----- Given information -----

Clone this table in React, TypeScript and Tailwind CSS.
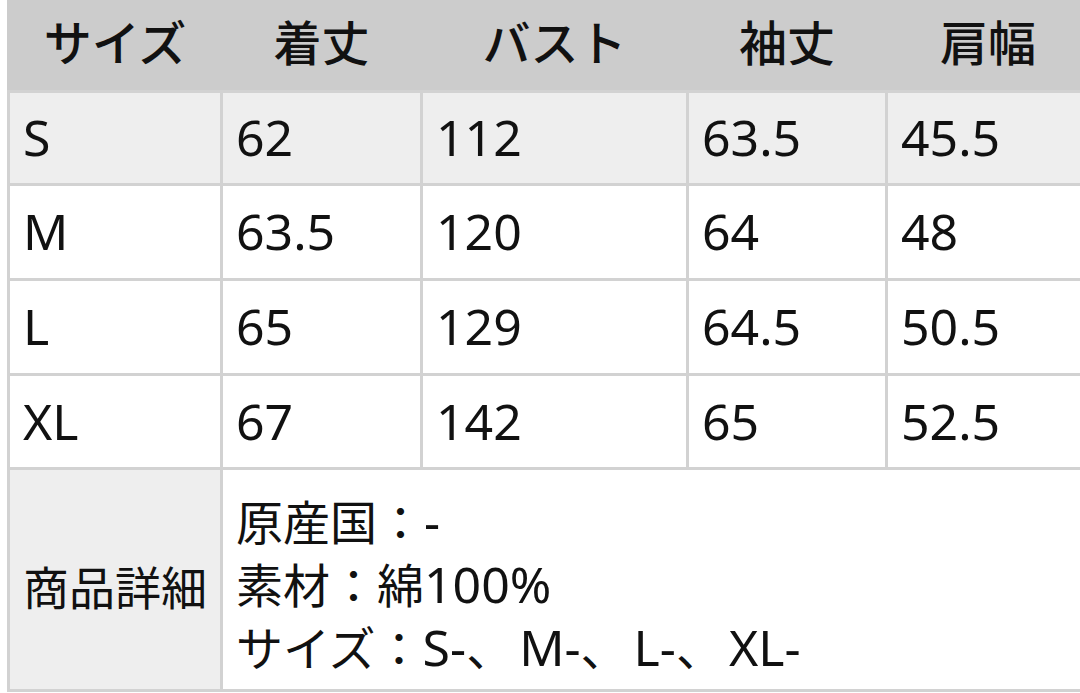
import React from "react";

const font = { fontFamily: '"Noto Sans", "Noto Sans CJK JP", sans-serif' };

const rows = [
  { h: "h-[90px]", bg: "bg-[#eeeeee]", cells: ["S", "62", "112", "63.5", "45.5"] },
  { h: "h-[92px]", bg: "bg-white", cells: ["M", "63.5", "120", "64", "48"] },
  { h: "h-[92px]", bg: "bg-white", cells: ["L", "65", "129", "64.5", "50.5"] },
  { h: "h-[91px]", bg: "bg-white", cells: ["XL", "67", "142", "65", "52.5"] },
];

const cols = "grid grid-cols-[210px_197px_263px_196px_200px] gap-x-[3px]";

const L = ({ children }: { children: React.ReactNode }) => (
  <span className="text-[50px] leading-none">{children}</span>
);
const C = () => <span className="tracking-[6px]">、</span>;

export default function App() {
  return (
    <div className="w-[1080px] h-[693px] overflow-hidden bg-white text-[#111111]" style={font}>
      <div className="ml-[7px] w-[1090px] pl-[3px] pb-[3px] bg-[#d2d2d2] flex flex-col gap-y-[3px]">
        <div className={`${cols} h-[90px] bg-[#cccccc] -ml-[3px] pl-[3px]`}>
          {["サイズ", "着丈", "バスト", "袖丈", "肩幅"].map((t) => (
            <div key={t} className="flex items-center justify-center pb-[4px] text-[48px] font-medium">
              {t}
            </div>
          ))}
        </div>
        {rows.map((r) => (
          <div key={r.cells[0]} className={`${cols} ${r.h}`}>
            {r.cells.map((c, i) => (
              <div key={i} className={`${r.bg} flex items-center pl-[13px] pb-[2px] text-[50px] leading-none`}>
                {c}
              </div>
            ))}
          </div>
        ))}
        <div className="grid grid-cols-[210px_1fr] gap-x-[3px] h-[219px]">
          <div className="bg-[#eeeeee] flex items-center pl-[13px] pt-[14px] text-[46px] leading-none">
            商品詳細
          </div>
          <div className="bg-white flex flex-col justify-center pl-[13px] pt-[12px] text-[47px] leading-[63px]">
            <div>原産国：<L>-</L></div>
            <div>素材：綿<L>100%</L></div>
            <div>
              サイズ：<L>S-</L><C /><L>M-</L><C /><L>L-</L><C /><L>XL-</L>
            </div>
          </div>
        </div>
      </div>
    </div>
  );
}
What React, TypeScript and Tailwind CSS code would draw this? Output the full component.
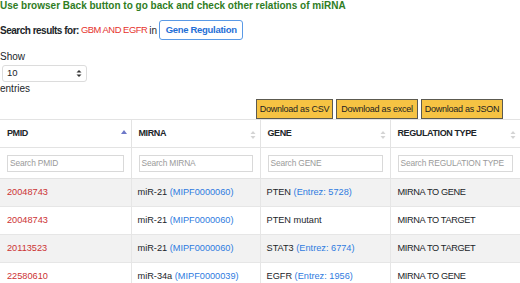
import React from "react";

type Row = {
  pmid: string;
  mirna: string;
  mipf: string;
  gene: string;
  entrez?: string;
  type: string;
};

const rows: Row[] = [
  { pmid: "20048743", mirna: "miR-21", mipf: "MIPF0000060", gene: "PTEN", entrez: "5728", type: "MIRNA TO GENE" },
  { pmid: "20048743", mirna: "miR-21", mipf: "MIPF0000060", gene: "PTEN mutant", type: "MIRNA TO TARGET" },
  { pmid: "20113523", mirna: "miR-21", mipf: "MIPF0000060", gene: "STAT3", entrez: "6774", type: "MIRNA TO TARGET" },
  { pmid: "22580610", mirna: "miR-34a", mipf: "MIPF0000039", gene: "EGFR", entrez: "1956", type: "MIRNA TO GENE" },
];

const columns = [
  { label: "PMID", search: "Search PMID", active: true },
  { label: "MIRNA", search: "Search MIRNA" },
  { label: "GENE", search: "Search GENE" },
  { label: "REGULATION TYPE", search: "Search REGULATION TYPE" },
];

const downloads = [
  { label: "Download as CSV", w: "w-[77px]" },
  { label: "Download as excel", w: "w-[82px]" },
  { label: "Download as JSON", w: "w-[82px]" },
];

function SortIcon({ active }: { active?: boolean }) {
  if (active) {
    return (
      <svg width="6" height="10" viewBox="0 0 6 10" className="absolute right-[4px] top-[9px]">
        <path d="M0 5 L3 1 L6 5 Z" fill="#6d78c8" />
      </svg>
    );
  }
  return (
    <svg width="6" height="10" viewBox="0 0 6 10" className="absolute right-[4px] top-[10px]">
      <path d="M0.5 4 L3 1 L5.5 4 Z" fill="#d4d4d4" />
      <path d="M0.5 6 L3 9 L5.5 6 Z" fill="#d4d4d4" />
    </svg>
  );
}

export default function App() {
  return (
    <div className="w-[520px] h-[283px] overflow-hidden bg-white font-['Liberation_Sans',Arial,sans-serif] text-[10px] text-[#212529]">
      <p className="text-[#2f7d1f] font-bold text-[10px] leading-[12px] h-[11px]">
        Use browser Back button to go back and check other relations of miRNA
      </p>

      <div className="flex items-center mt-[9px] h-[20px]">
        <span className="font-bold tracking-[-0.5px]">Search results for:</span>
        <span className="text-[#e5322d] ml-[2px] text-[9.4px] tracking-[-0.45px]">GBM AND EGFR</span>
        <span className="ml-[2px]">in</span>
        <button className="ml-[2px] h-[20px] w-[84px] border border-[#5a9ae6] rounded-[3px] text-[#1f6fd6] font-bold text-[9.5px] tracking-[-0.3px] leading-none">
          Gene Regulation
        </button>
      </div>

      <div className="mt-[11px] leading-[12px]">Show</div>
      <div className="mt-[2px] ml-[2px] w-[85px] h-[17px] border border-[#dcdcdc] rounded-[3px] flex items-center justify-between px-[4px] text-[9.5px]">
        <span>10</span>
        <svg width="6" height="9" viewBox="0 0 6 9">
          <path d="M0.5 3.5 L3 1 L5.5 3.5 Z" fill="#333" />
          <path d="M0.5 5.5 L3 8 L5.5 5.5 Z" fill="#333" />
        </svg>
      </div>
      <div className="leading-[12px] mt-[1px]">entries</div>

      <div className="flex justify-end gap-[3px] pr-[17px] mt-[4px]">
        {downloads.map((d) => (
          <button
            key={d.label}
            className={`${d.w} h-[20px] px-0 bg-[#f6c343] border border-[#5c5a50] text-[9px] tracking-[-0.25px] text-[#222] leading-none whitespace-nowrap`}
          >
            {d.label}
          </button>
        ))}
      </div>

      <table className="w-[520px] table-fixed border-collapse text-[9.2px]">
        <colgroup>
          <col className="w-[131px]" />
          <col className="w-[129px]" />
          <col className="w-[130px]" />
          <col className="w-[130px]" />
        </colgroup>
        <thead>
          <tr className="h-[28px]">
            {columns.map((c, i) => (
              <th
                key={c.label}
                className={`relative text-left font-bold text-[9px] tracking-[-0.4px] px-[7px] border-y border-[#e3e3e3] ${i > 0 ? "border-l" : ""}`}
              >
                {c.label}
                <SortIcon active={c.active} />
              </th>
            ))}
          </tr>
          <tr className="h-[31px]">
            {columns.map((c, i) => (
              <td key={c.label} className={`px-[7px] border-b border-[#e3e3e3] ${i > 0 ? "border-l" : ""}`}>
                <div className="h-[17px] border border-[#d9d9d9] flex items-center px-[2px] text-[8.4px] tracking-[-0.15px] text-[#9a9a9a] whitespace-nowrap overflow-hidden">
                  {c.search}
                </div>
              </td>
            ))}
          </tr>
        </thead>
        <tbody>
          {rows.map((r, i) => (
            <tr key={i} className={`h-[28px] ${i % 2 === 0 ? "bg-[#f2f2f2]" : "bg-white"}`}>
              <td className="px-[7px] text-[#cc3232] border-b border-[#e6e6e6]">{r.pmid}</td>
              <td className="px-[6px] border-l border-b border-[#e6e6e6]">
                {r.mirna} <span className="text-[#2f7be0]">({r.mipf})</span>
              </td>
              <td className="px-[6px] border-l border-b border-[#e6e6e6]">
                {r.gene}
                {r.entrez && <span className="text-[#2f7be0]"> (Entrez: {r.entrez})</span>}
              </td>
              <td className="px-[7px] border-l border-b border-[#e6e6e6] tracking-[-0.35px]">{r.type}</td>
            </tr>
          ))}
        </tbody>
      </table>
    </div>
  );
}
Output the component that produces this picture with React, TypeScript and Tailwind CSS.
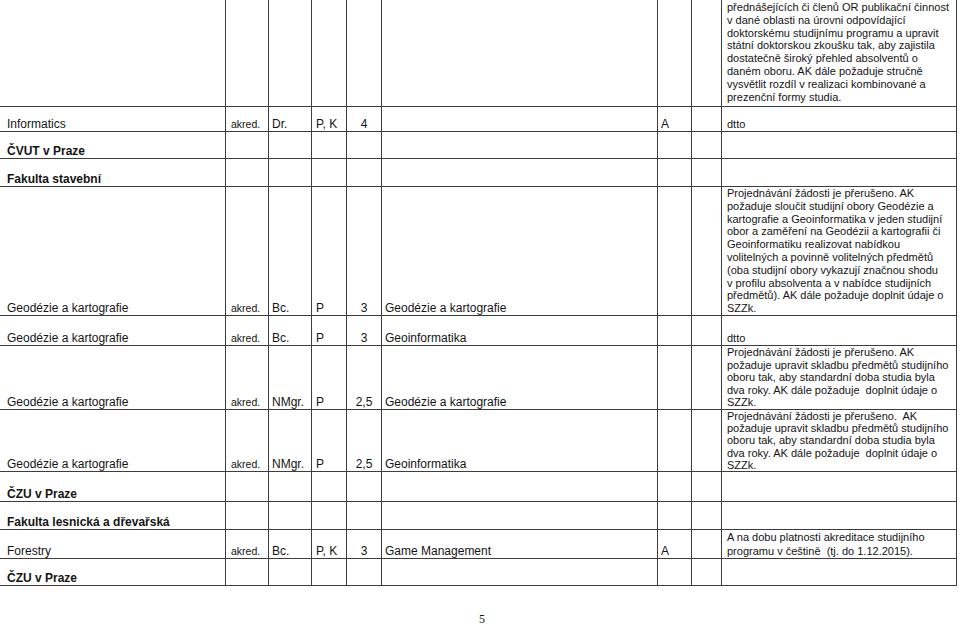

-----

__Exercise__
Set the entries down again exactly. Do not include the images.

__Solution to this exercise__
Clone this table in React, TypeScript and Tailwind CSS.
import React from "react";

const font = { fontFamily: '"Noto Sans", "Noto Sans CJK JP", sans-serif' };

const rows = [
  { h: "h-[90px]", bg: "bg-[#eeeeee]", cells: ["S", "62", "112", "63.5", "45.5"] },
  { h: "h-[92px]", bg: "bg-white", cells: ["M", "63.5", "120", "64", "48"] },
  { h: "h-[92px]", bg: "bg-white", cells: ["L", "65", "129", "64.5", "50.5"] },
  { h: "h-[91px]", bg: "bg-white", cells: ["XL", "67", "142", "65", "52.5"] },
];

const cols = "grid grid-cols-[210px_197px_263px_196px_200px] gap-x-[3px]";

const L = ({ children }: { children: React.ReactNode }) => (
  <span className="text-[50px] leading-none">{children}</span>
);
const C = () => <span className="tracking-[6px]">、</span>;

export default function App() {
  return (
    <div className="w-[1080px] h-[693px] overflow-hidden bg-white text-[#111111]" style={font}>
      <div className="ml-[7px] w-[1090px] pl-[3px] pb-[3px] bg-[#d2d2d2] flex flex-col gap-y-[3px]">
        <div className={`${cols} h-[90px] bg-[#cccccc] -ml-[3px] pl-[3px]`}>
          {["サイズ", "着丈", "バスト", "袖丈", "肩幅"].map((t) => (
            <div key={t} className="flex items-center justify-center pb-[4px] text-[48px] font-medium">
              {t}
            </div>
          ))}
        </div>
        {rows.map((r) => (
          <div key={r.cells[0]} className={`${cols} ${r.h}`}>
            {r.cells.map((c, i) => (
              <div key={i} className={`${r.bg} flex items-center pl-[13px] pb-[2px] text-[50px] leading-none`}>
                {c}
              </div>
            ))}
          </div>
        ))}
        <div className="grid grid-cols-[210px_1fr] gap-x-[3px] h-[219px]">
          <div className="bg-[#eeeeee] flex items-center pl-[13px] pt-[14px] text-[46px] leading-none">
            商品詳細
          </div>
          <div className="bg-white flex flex-col justify-center pl-[13px] pt-[12px] text-[47px] leading-[63px]">
            <div>原産国：<L>-</L></div>
            <div>素材：綿<L>100%</L></div>
            <div>
              サイズ：<L>S-</L><C /><L>M-</L><C /><L>L-</L><C /><L>XL-</L>
            </div>
          </div>
        </div>
      </div>
    </div>
  );
}
What React, TypeScript and Tailwind CSS code would draw this? Output the full component.
import React from "react";

type Row = {
  pmid: string;
  mirna: string;
  mipf: string;
  gene: string;
  entrez?: string;
  type: string;
};

const rows: Row[] = [
  { pmid: "20048743", mirna: "miR-21", mipf: "MIPF0000060", gene: "PTEN", entrez: "5728", type: "MIRNA TO GENE" },
  { pmid: "20048743", mirna: "miR-21", mipf: "MIPF0000060", gene: "PTEN mutant", type: "MIRNA TO TARGET" },
  { pmid: "20113523", mirna: "miR-21", mipf: "MIPF0000060", gene: "STAT3", entrez: "6774", type: "MIRNA TO TARGET" },
  { pmid: "22580610", mirna: "miR-34a", mipf: "MIPF0000039", gene: "EGFR", entrez: "1956", type: "MIRNA TO GENE" },
];

const columns = [
  { label: "PMID", search: "Search PMID", active: true },
  { label: "MIRNA", search: "Search MIRNA" },
  { label: "GENE", search: "Search GENE" },
  { label: "REGULATION TYPE", search: "Search REGULATION TYPE" },
];

const downloads = [
  { label: "Download as CSV", w: "w-[77px]" },
  { label: "Download as excel", w: "w-[82px]" },
  { label: "Download as JSON", w: "w-[82px]" },
];

function SortIcon({ active }: { active?: boolean }) {
  if (active) {
    return (
      <svg width="6" height="10" viewBox="0 0 6 10" className="absolute right-[4px] top-[9px]">
        <path d="M0 5 L3 1 L6 5 Z" fill="#6d78c8" />
      </svg>
    );
  }
  return (
    <svg width="6" height="10" viewBox="0 0 6 10" className="absolute right-[4px] top-[10px]">
      <path d="M0.5 4 L3 1 L5.5 4 Z" fill="#d4d4d4" />
      <path d="M0.5 6 L3 9 L5.5 6 Z" fill="#d4d4d4" />
    </svg>
  );
}

export default function App() {
  return (
    <div className="w-[520px] h-[283px] overflow-hidden bg-white font-['Liberation_Sans',Arial,sans-serif] text-[10px] text-[#212529]">
      <p className="text-[#2f7d1f] font-bold text-[10px] leading-[12px] h-[11px]">
        Use browser Back button to go back and check other relations of miRNA
      </p>

      <div className="flex items-center mt-[9px] h-[20px]">
        <span className="font-bold tracking-[-0.5px]">Search results for:</span>
        <span className="text-[#e5322d] ml-[2px] text-[9.4px] tracking-[-0.45px]">GBM AND EGFR</span>
        <span className="ml-[2px]">in</span>
        <button className="ml-[2px] h-[20px] w-[84px] border border-[#5a9ae6] rounded-[3px] text-[#1f6fd6] font-bold text-[9.5px] tracking-[-0.3px] leading-none">
          Gene Regulation
        </button>
      </div>

      <div className="mt-[11px] leading-[12px]">Show</div>
      <div className="mt-[2px] ml-[2px] w-[85px] h-[17px] border border-[#dcdcdc] rounded-[3px] flex items-center justify-between px-[4px] text-[9.5px]">
        <span>10</span>
        <svg width="6" height="9" viewBox="0 0 6 9">
          <path d="M0.5 3.5 L3 1 L5.5 3.5 Z" fill="#333" />
          <path d="M0.5 5.5 L3 8 L5.5 5.5 Z" fill="#333" />
        </svg>
      </div>
      <div className="leading-[12px] mt-[1px]">entries</div>

      <div className="flex justify-end gap-[3px] pr-[17px] mt-[4px]">
        {downloads.map((d) => (
          <button
            key={d.label}
            className={`${d.w} h-[20px] px-0 bg-[#f6c343] border border-[#5c5a50] text-[9px] tracking-[-0.25px] text-[#222] leading-none whitespace-nowrap`}
          >
            {d.label}
          </button>
        ))}
      </div>

      <table className="w-[520px] table-fixed border-collapse text-[9.2px]">
        <colgroup>
          <col className="w-[131px]" />
          <col className="w-[129px]" />
          <col className="w-[130px]" />
          <col className="w-[130px]" />
        </colgroup>
        <thead>
          <tr className="h-[28px]">
            {columns.map((c, i) => (
              <th
                key={c.label}
                className={`relative text-left font-bold text-[9px] tracking-[-0.4px] px-[7px] border-y border-[#e3e3e3] ${i > 0 ? "border-l" : ""}`}
              >
                {c.label}
                <SortIcon active={c.active} />
              </th>
            ))}
          </tr>
          <tr className="h-[31px]">
            {columns.map((c, i) => (
              <td key={c.label} className={`px-[7px] border-b border-[#e3e3e3] ${i > 0 ? "border-l" : ""}`}>
                <div className="h-[17px] border border-[#d9d9d9] flex items-center px-[2px] text-[8.4px] tracking-[-0.15px] text-[#9a9a9a] whitespace-nowrap overflow-hidden">
                  {c.search}
                </div>
              </td>
            ))}
          </tr>
        </thead>
        <tbody>
          {rows.map((r, i) => (
            <tr key={i} className={`h-[28px] ${i % 2 === 0 ? "bg-[#f2f2f2]" : "bg-white"}`}>
              <td className="px-[7px] text-[#cc3232] border-b border-[#e6e6e6]">{r.pmid}</td>
              <td className="px-[6px] border-l border-b border-[#e6e6e6]">
                {r.mirna} <span className="text-[#2f7be0]">({r.mipf})</span>
              </td>
              <td className="px-[6px] border-l border-b border-[#e6e6e6]">
                {r.gene}
                {r.entrez && <span className="text-[#2f7be0]"> (Entrez: {r.entrez})</span>}
              </td>
              <td className="px-[7px] border-l border-b border-[#e6e6e6] tracking-[-0.35px]">{r.type}</td>
            </tr>
          ))}
        </tbody>
      </table>
    </div>
  );
}
Output the component that produces this picture with React, TypeScript and Tailwind CSS.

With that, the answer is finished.